Reimagined, Yang says, focuses on “inclusivity” and “collaboration,” two things the fashion industry needs. The club encompasses many aspects, from fashion to art to social justice, making the club an accessible environment for any student who is interested. “Just seeing it grow from myself to what it is now, to a group of friends, to then a group of club members, to now a whole organization and a movement, it feels like I'm sharing a piece of my heart with everybody,” Yang tells Teen Vogue.
When Mei Mahon started getting more involved with the creative aspects of reimagined, she realized what a “labor of love” the project is. She recalled one night, late in the evening, Yang drove to her house and dropped off a pile of clothes from the thrift store. Seeing how much other members cared about their mission, Mahon says she realized the project extends “past fashion” and is about a passion for the environment and helping other people and their community. “There was something so electrifying about 300 people all under one roof sharing the same purpose and believing the same advocacy,” Mahon tells Teen Vogue of the show.
This year's show, “Threads of Love,” captures fashion inspired by major fashion capitals: New York, Paris, London, Tokyo and Los Angeles. “Our initial idea was to talk about culture and to highlight culture that seems increasingly forgotten or washed out within the industry,” Yang tells Teen Vogue. Fast fashion has contributed to a “loss of identity” and “loss of culture” in fashion that Yang wanted to revisit in the show. “I feel like people are forgetting about the artistry that's behind this industry,” she says.

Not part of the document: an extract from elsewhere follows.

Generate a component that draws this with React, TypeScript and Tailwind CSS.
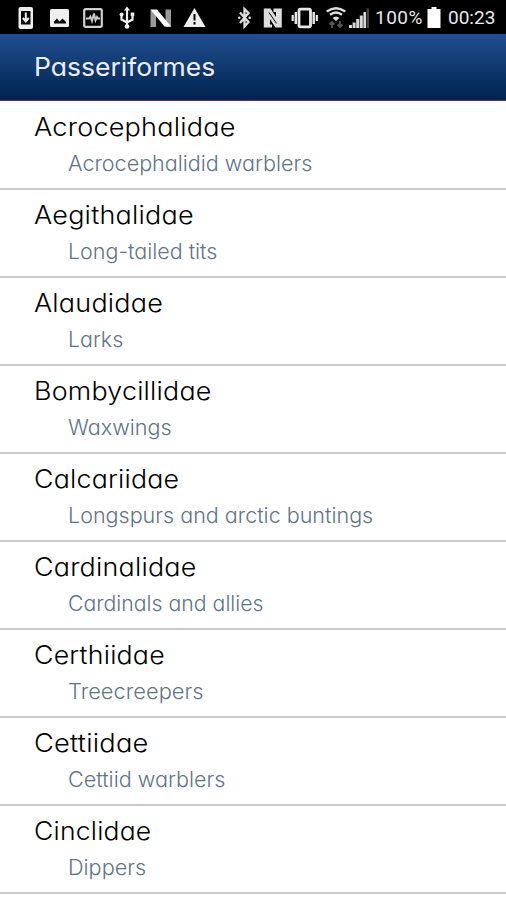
import type { ReactNode } from "react";

const families = [
  { name: "Acrocephalidae", common: "Acrocephalidid warblers", nameCls: "scale-x-[1.082]", commonCls: "scale-x-[1.026]" },
  { name: "Aegithalidae", common: "Long-tailed tits", nameCls: "scale-x-[1.08]", commonCls: "scale-x-[1.022]" },
  { name: "Alaudidae", common: "Larks", nameCls: "scale-x-[1.078]", commonCls: "scale-x-[1.018]" },
  { name: "Bombycillidae", common: "Waxwings", nameCls: "scale-x-[1.074]", commonCls: "scale-x-[1.028]" },
  { name: "Calcariidae", common: "Longspurs and arctic buntings", nameCls: "scale-x-[1.07]", commonCls: "scale-x-[1.025]" },
  { name: "Cardinalidae", common: "Cardinals and allies", nameCls: "scale-x-[1.075]", commonCls: "scale-x-[1.012]" },
  { name: "Certhiidae", common: "Treecreepers", nameCls: "scale-x-[1.068]", commonCls: "scale-x-[1.042]" },
  { name: "Cettiidae", common: "Cettiid warblers", nameCls: "scale-x-[1.09]", commonCls: "scale-x-[1.028]" },
  { name: "Cinclidae", common: "Dippers", nameCls: "scale-x-[1.06]", commonCls: "scale-x-[1.03]" },
];

function Icon({ w, className, children }: { w: number; className?: string; children: ReactNode }) {
  return (
    <svg width={w} height={34} viewBox={`0 0 ${w} 34`} fill="none" className={`shrink-0 ${className ?? ""}`}>
      {children}
    </svg>
  );
}

function StatusBar() {
  return (
    <div className="flex h-[34px] items-center bg-black pl-[18px] text-[#e8e8e8]">
      {/* download */}
      <Icon w={16}>
        <rect x="0.5" y="7" width="14.5" height="22" rx="2" fill="#eee" />
        <path d="M3 11h9.500v13.500H3z" fill="#000" />
        <path d="M7.800 12.500v8.500M4.800 18 7.800 21.500l3-3.500" stroke="#eee" strokeWidth="2" />
      </Icon>
      {/* picture */}
      <Icon w={20} className="ml-[16px]">
        <rect x="0" y="9" width="19" height="18" rx="1.5" fill="#eee" />
        <path d="M4 23.500V21.500L7 18.500l2.500 3 3-3 3.500 3.500v1.500z" fill="#000" />
      </Icon>
      {/* activity */}
      <Icon w={20} className="ml-[13px]">
        <rect x="1.200" y="9.200" width="17.600" height="17.600" rx="1.500" stroke="#d0d0d0" strokeWidth="2.200" />
        <path d="M3 18.500h3l1.500-2 1.500 4.500 2-7.500 1.500 7 1.500-3.500 1 1.500H17" stroke="#ccc" strokeWidth="1.900" />
      </Icon>
      {/* usb */}
      <Icon w={16} className="ml-[16px]">
        <path d="M8 9v17M2.500 15v4.500L8 22.500l5.500-3V14" stroke="#eee" strokeWidth="2.200" />
        <path d="M8 6.500l3 4H5z" fill="#eee" />
        <circle cx="8" cy="26.500" r="2.300" fill="#eee" />
        <circle cx="2.600" cy="14.500" r="2" fill="#eee" />
        <path d="M11.700 12.500h3.600v3.600h-3.600z" fill="#eee" />
      </Icon>
      {/* nougat */}
      <Icon w={22} className="ml-[15px]">
        <path d="M.5 10H6v17H.5zM15.500 9.500H21V27h-5.500z" fill="#999" />
        <path d="M.5 9.500H7L21 26.500h-6.500z" fill="#fff" />
      </Icon>
      {/* warning */}
      <Icon w={23} className="ml-[11px]">
        <path d="M11.500 8 22.500 27H.5z" fill="#eee" />
        <path d="M11.500 14v6.500M11.500 22v2.500" stroke="#000" strokeWidth="2" />
      </Icon>
      {/* bluetooth */}
      <Icon w={16} className="ml-[31px]">
        <path d="M3 12.500l8.500 9.500-4 4.500V9l4 4L3 23" stroke="#ddd" strokeWidth="2.300" />
        <circle cx="2.300" cy="17.700" r="1.300" fill="#ddd" />
        <circle cx="12.700" cy="17.700" r="1.300" fill="#ddd" />
      </Icon>
      {/* nfc */}
      <Icon w={20} className="ml-[10px]">
        <path d="M.8 8.500H7.500L13 17v-5h-2.500V8.500h8.300v19H12.500L7 19v5.500h2v3H.8z" fill="#ddd" />
        <path d="M6 12.500l7.500 11" stroke="#000" strokeWidth="1" />
      </Icon>
      {/* vibrate */}
      <Icon w={28} className="ml-[8px]">
        <rect x="8" y="9.200" width="11.500" height="17.600" rx="1.500" stroke="#e8e8e8" strokeWidth="2.800" />
        <path d="M4.800 12v12M22.700 12v12" stroke="#e8e8e8" strokeWidth="2.400" />
        <path d="M1.700 15v6M25.800 15v6" stroke="#e8e8e8" strokeWidth="2.200" />
      </Icon>
      {/* wifi */}
      <Icon w={21} className="ml-[7px]">
        <path d="M.8 11.500q9.200-6.500 18.400 0M4 14.800q6-4.500 12 0" stroke="#ddd" strokeWidth="2.500" />
        <path d="M6.500 18q3.500-3 7 0L10 21z" fill="#ddd" />
        <path d="M6 28v-6M3.500 24.500l2.500-2.500 2.500 2.500M14 21v6M11.500 24.500l2.500 2.500 2.500-2.500" stroke="#555" strokeWidth="1.800" />
      </Icon>
      {/* signal */}
      <Icon w={21} className="ml-[2px]">
        <path d="M0 25h3V28H0zM3.600 22.500h3V28h-3zM7.200 19h3v9h-3zM10.800 15.500h3V28h-3zM14.400 12h2.600V28h-2.600z" fill="#d8d8d8" />
        <path d="M17.500 8.500H20V28h-2.500z" fill="#444" />
      </Icon>
      <span className="ml-[5px] w-[48px] pt-[2px] font-['Roboto',sans-serif] text-[19px] leading-[34px] tracking-[0.5px] whitespace-nowrap">100%</span>
      <Icon w={15} className="ml-[4px]">
        <path d="M4.500 7h5v2h4v19H.5V9h4z" fill="#fff" />
      </Icon>
      <span className="ml-[6px] pt-[2px] font-['Roboto',sans-serif] text-[19px] leading-[34px] whitespace-nowrap">00:23</span>
    </div>
  );
}

export default function App() {
  return (
    <div className="h-[900px] w-[506px] overflow-hidden bg-white font-['Inter',sans-serif] [font-feature-settings:'cv11'_1]">
      <StatusBar />
      <header className="flex h-[67px] items-center border-b border-[#4a3b6a] bg-linear-to-b from-[#1f5090] to-[#022350] pl-[34px]">
        <h1 className="origin-left scale-x-[1.06] text-[25px] leading-8 text-[#eeeeff]">Passeriformes</h1>
      </header>
      <ul className="pt-[1.4px]">
        {families.map((f) => (
          <li key={f.name} className="h-[87.92px] border-b-2 border-[#c8c8c8] pt-[9px] pl-[34px] whitespace-nowrap">
            <h2 className={`origin-left text-[25px] leading-8 font-light tracking-[0.2px] text-black ${f.nameCls}`}>{f.name}</h2>
            <div className="mt-[7px] pl-[34px]">
              <p className={`origin-left text-[21px] leading-7 font-light text-[#60748a] ${f.commonCls}`}>{f.common}</p>
            </div>
          </li>
        ))}
      </ul>
    </div>
  );
}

To create the pieces featured in the show, students involved with Reimagined host a clothing donation drive at the beginning of the school year, where community members can drop off clothes that otherwise may have ended in the trash. Students put in countless hours at Reimagined workshops, learning from one another and using all sorts of materials and skills to transform the pieces. After showcasing the upcycled clothes during the annual fashion show, they bring them to trading posts to share with the broader Los Angeles community. All the profits made go directly to Remake World, a nonprofit working to address fashion’s impact on climate and social justice issues. The Reimagined team hopes their contributions to Remake World, and other anti-fast-fashion organizations, will help better the lives of those exploited by the fashion industry.
This year's show comes as Los Angeles residents cope with the devastating impacts of California wildfires. The fires have left many without homes throughout the area. Reimagined sought ways they could support their community while staying true to their mission of sustainability. The students were originally going to host a clothing drive, but after talking to those impacted, they decided to use the show as an opportunity to ask for monetary donations and share information about the impact of the fires.
“People are taking this as a chance to dump whatever they have from their closets to people,” Yang tells Teen Vogue, explaining that Los Angeles has actually been inundated with clothing donations, though much of it is unwearable. “You shouldn't donate things that you don't want to wear to other people, especially in a time of crisis.”
When Reimagined put on their first fashion show, Yang recalls that most people didn’t really seem to care. This year, over 200 people came out on a Friday afternoon for the show. Prior to the show, Yang was most excited to share the club’s “unwavering” belief in seeing “beauty in even the most unlikely.” Given the recent fires and current political climate, Reimagined leaders are excited to share their optimism with everybody in attendance.
“From fashion waste to natural disasters, we really want to use this show to highlight the interconnectedness of climate issues and why we need to look out for both sustainability and our community,” Yang says.